TASK INPUTS:

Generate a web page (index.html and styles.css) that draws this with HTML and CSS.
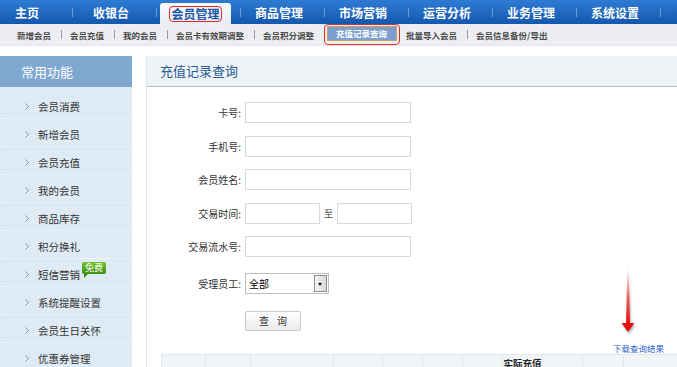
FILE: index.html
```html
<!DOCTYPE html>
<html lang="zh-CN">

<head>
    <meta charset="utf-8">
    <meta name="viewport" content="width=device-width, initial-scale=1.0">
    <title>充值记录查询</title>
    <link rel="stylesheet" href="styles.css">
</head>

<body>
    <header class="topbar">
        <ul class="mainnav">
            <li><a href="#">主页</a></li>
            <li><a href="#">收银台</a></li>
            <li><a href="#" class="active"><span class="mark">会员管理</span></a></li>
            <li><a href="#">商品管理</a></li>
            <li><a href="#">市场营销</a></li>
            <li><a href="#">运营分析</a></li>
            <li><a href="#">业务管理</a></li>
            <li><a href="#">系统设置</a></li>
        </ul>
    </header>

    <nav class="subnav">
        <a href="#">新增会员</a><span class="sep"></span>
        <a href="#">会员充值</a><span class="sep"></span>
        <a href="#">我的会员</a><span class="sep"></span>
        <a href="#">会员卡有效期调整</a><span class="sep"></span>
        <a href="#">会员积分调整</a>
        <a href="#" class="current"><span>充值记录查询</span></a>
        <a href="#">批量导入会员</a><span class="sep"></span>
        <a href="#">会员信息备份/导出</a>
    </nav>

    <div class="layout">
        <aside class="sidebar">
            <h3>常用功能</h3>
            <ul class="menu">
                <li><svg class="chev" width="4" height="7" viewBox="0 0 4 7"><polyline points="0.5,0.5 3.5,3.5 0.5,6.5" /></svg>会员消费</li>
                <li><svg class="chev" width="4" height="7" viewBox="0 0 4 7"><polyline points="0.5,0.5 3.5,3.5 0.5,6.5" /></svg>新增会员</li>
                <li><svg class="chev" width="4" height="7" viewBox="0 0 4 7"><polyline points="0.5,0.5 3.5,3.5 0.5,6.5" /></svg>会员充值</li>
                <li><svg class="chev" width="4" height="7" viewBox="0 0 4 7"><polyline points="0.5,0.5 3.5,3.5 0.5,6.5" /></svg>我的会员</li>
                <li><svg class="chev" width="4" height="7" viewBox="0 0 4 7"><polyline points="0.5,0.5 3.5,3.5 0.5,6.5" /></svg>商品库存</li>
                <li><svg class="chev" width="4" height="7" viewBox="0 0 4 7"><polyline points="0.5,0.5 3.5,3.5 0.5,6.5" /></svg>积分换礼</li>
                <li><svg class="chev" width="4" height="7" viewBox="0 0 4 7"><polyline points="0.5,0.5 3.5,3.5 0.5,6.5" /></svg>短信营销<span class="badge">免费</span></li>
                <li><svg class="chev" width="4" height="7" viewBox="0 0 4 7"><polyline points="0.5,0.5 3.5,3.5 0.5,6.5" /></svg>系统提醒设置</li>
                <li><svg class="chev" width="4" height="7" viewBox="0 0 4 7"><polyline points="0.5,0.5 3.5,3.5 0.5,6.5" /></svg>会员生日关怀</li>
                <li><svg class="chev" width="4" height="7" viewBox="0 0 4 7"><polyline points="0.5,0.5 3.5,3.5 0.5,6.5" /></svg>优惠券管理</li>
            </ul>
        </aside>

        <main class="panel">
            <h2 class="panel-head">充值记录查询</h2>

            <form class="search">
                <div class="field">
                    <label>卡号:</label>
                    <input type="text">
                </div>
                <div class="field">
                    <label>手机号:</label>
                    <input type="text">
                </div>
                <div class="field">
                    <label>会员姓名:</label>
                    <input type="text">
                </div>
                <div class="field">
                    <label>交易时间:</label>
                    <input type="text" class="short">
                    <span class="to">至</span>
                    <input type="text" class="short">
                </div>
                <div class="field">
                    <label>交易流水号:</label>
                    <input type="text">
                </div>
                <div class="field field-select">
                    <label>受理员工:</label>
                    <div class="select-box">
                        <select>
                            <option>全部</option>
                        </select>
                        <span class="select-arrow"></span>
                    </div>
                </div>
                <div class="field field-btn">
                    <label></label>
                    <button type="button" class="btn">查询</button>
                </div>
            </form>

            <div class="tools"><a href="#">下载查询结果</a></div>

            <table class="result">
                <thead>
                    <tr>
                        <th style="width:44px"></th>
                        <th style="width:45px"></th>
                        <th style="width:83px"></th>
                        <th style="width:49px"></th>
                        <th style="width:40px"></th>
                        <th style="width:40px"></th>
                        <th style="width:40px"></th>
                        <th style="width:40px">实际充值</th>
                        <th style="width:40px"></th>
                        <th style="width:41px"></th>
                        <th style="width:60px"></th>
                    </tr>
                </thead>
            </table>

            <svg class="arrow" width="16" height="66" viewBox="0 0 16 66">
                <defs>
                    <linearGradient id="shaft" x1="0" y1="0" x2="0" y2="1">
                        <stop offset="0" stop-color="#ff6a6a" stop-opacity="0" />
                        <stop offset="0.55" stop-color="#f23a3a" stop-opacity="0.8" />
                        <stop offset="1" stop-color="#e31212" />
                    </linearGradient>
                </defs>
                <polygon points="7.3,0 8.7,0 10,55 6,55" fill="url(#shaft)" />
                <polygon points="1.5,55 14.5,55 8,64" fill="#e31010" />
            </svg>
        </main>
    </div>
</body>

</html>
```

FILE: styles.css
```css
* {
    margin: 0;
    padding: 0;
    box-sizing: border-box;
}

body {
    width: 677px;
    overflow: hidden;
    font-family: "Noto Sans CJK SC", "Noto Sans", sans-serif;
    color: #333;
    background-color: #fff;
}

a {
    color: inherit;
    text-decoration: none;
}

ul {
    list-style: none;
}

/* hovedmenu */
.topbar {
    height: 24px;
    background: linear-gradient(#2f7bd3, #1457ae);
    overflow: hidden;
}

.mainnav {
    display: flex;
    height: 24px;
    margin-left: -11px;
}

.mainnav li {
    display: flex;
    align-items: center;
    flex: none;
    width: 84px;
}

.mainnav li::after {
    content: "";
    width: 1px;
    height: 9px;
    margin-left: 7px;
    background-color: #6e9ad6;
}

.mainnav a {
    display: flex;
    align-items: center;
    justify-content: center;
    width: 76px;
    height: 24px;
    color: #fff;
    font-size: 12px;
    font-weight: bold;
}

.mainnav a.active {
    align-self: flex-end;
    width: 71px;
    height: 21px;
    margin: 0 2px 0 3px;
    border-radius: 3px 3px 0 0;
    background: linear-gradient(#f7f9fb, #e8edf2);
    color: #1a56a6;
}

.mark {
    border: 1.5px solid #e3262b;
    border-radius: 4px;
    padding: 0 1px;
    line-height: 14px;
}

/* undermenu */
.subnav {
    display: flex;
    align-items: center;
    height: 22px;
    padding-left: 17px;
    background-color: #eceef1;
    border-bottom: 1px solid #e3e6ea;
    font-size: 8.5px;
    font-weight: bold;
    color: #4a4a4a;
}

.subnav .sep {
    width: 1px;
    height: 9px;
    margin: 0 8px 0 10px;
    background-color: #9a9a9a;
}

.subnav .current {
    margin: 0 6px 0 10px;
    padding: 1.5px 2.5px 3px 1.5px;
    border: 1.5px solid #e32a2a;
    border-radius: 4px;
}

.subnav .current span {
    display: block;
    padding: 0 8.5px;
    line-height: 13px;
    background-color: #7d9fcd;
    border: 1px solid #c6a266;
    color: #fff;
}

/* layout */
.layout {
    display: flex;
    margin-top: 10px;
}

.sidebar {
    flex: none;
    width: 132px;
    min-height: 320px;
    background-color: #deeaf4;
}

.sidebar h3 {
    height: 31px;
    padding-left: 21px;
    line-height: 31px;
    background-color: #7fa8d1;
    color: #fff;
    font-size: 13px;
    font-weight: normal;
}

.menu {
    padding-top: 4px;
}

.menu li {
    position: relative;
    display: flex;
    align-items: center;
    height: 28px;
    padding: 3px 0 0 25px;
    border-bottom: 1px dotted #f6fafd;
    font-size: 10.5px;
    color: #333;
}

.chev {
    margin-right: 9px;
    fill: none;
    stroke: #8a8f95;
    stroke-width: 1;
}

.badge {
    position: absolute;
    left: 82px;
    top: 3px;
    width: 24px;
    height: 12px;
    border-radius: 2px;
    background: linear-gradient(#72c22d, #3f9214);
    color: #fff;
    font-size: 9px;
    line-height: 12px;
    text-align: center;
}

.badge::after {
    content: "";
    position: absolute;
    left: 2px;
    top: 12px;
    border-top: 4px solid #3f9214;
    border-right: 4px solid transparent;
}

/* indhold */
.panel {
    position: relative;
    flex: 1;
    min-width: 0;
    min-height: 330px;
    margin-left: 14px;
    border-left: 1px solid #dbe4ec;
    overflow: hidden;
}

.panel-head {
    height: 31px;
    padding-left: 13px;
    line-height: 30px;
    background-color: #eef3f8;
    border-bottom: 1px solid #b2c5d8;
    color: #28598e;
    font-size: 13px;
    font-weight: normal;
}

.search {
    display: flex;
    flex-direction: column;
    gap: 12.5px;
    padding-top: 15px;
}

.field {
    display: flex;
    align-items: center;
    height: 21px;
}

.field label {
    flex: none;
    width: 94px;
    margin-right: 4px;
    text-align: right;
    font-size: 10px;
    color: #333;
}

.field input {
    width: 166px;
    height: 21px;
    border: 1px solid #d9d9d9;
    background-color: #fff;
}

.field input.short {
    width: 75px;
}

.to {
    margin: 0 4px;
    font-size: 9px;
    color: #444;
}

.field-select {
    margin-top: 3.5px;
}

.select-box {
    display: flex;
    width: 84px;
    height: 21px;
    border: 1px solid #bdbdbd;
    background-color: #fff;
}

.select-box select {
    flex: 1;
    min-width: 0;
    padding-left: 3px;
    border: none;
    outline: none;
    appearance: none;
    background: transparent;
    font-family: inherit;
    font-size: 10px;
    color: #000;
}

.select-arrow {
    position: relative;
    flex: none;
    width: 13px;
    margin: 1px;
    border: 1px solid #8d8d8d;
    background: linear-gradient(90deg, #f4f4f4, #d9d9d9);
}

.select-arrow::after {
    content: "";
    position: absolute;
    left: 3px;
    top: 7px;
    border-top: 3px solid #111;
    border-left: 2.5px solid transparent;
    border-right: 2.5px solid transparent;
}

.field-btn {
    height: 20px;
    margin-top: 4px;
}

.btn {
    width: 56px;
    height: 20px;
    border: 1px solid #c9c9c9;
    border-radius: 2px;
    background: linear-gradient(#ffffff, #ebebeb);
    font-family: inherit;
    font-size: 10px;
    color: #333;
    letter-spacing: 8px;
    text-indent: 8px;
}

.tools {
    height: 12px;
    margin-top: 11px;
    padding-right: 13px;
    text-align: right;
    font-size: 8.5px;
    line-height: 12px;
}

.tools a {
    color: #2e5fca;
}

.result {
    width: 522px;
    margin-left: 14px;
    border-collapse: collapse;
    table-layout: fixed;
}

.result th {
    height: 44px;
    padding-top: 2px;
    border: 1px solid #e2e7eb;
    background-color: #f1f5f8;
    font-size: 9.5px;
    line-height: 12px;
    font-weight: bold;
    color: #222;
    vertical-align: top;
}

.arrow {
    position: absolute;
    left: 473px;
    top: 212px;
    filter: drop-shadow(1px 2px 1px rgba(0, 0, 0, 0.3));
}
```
...
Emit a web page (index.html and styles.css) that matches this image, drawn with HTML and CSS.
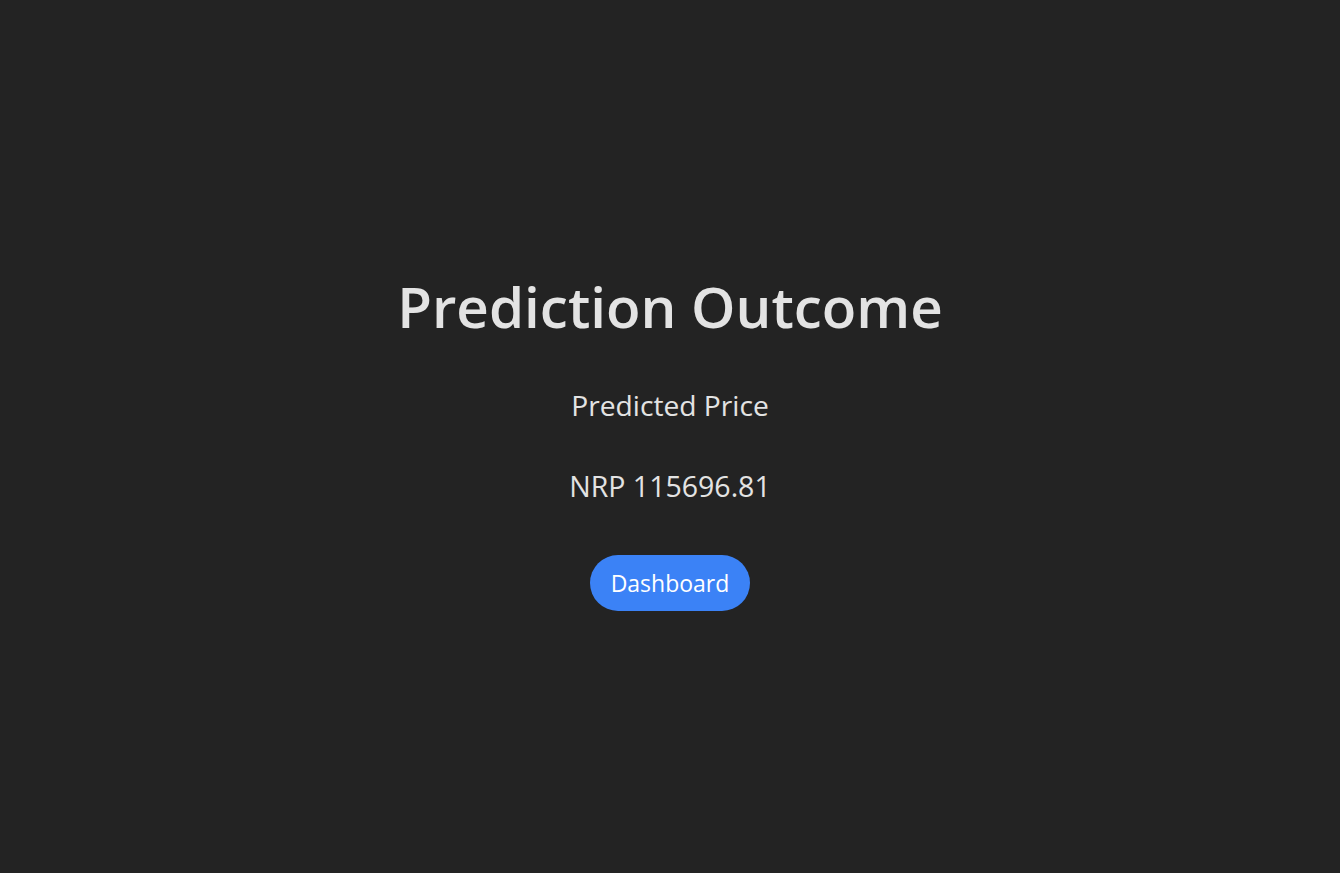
...
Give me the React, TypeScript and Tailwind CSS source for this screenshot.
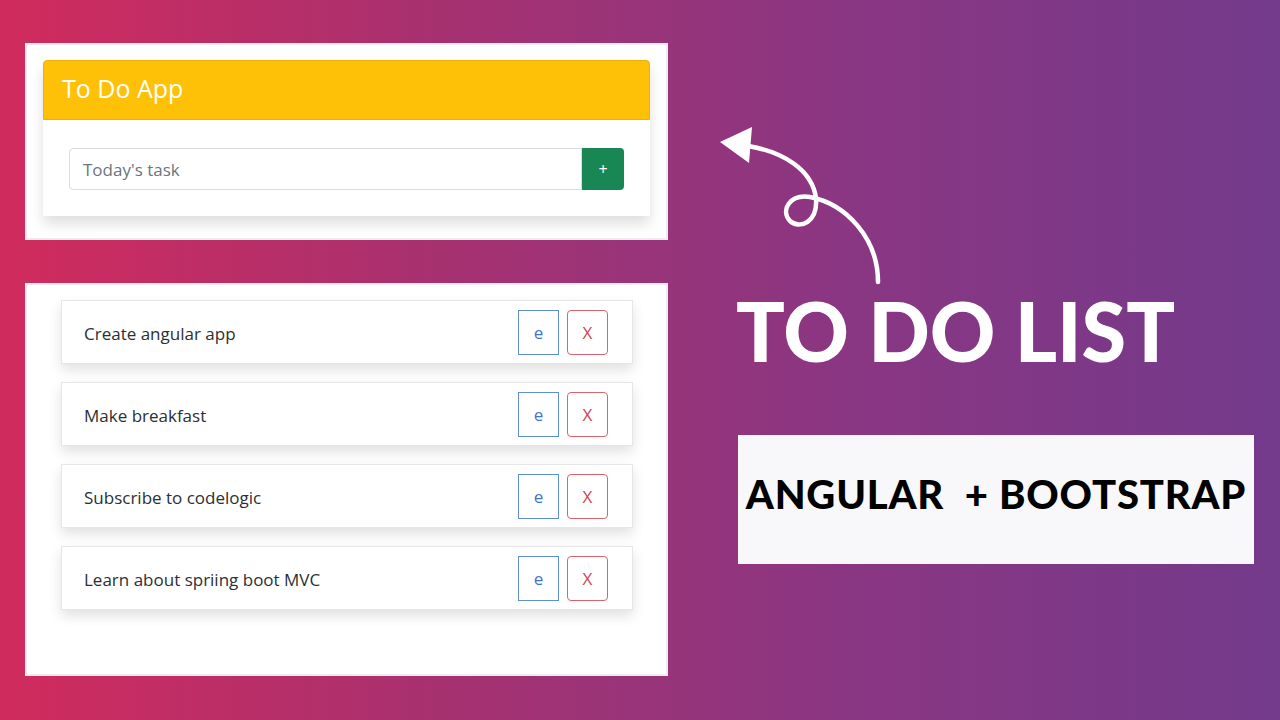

PROBLEM: Pull every line containing "with" from the material above.

OUTPUT FOR THIS EXERCISE:
Generate a web page (index.html and styles.css) that draws this with HTML and CSS.
Emit a web page (index.html and styles.css) that matches this image, drawn with HTML and CSS.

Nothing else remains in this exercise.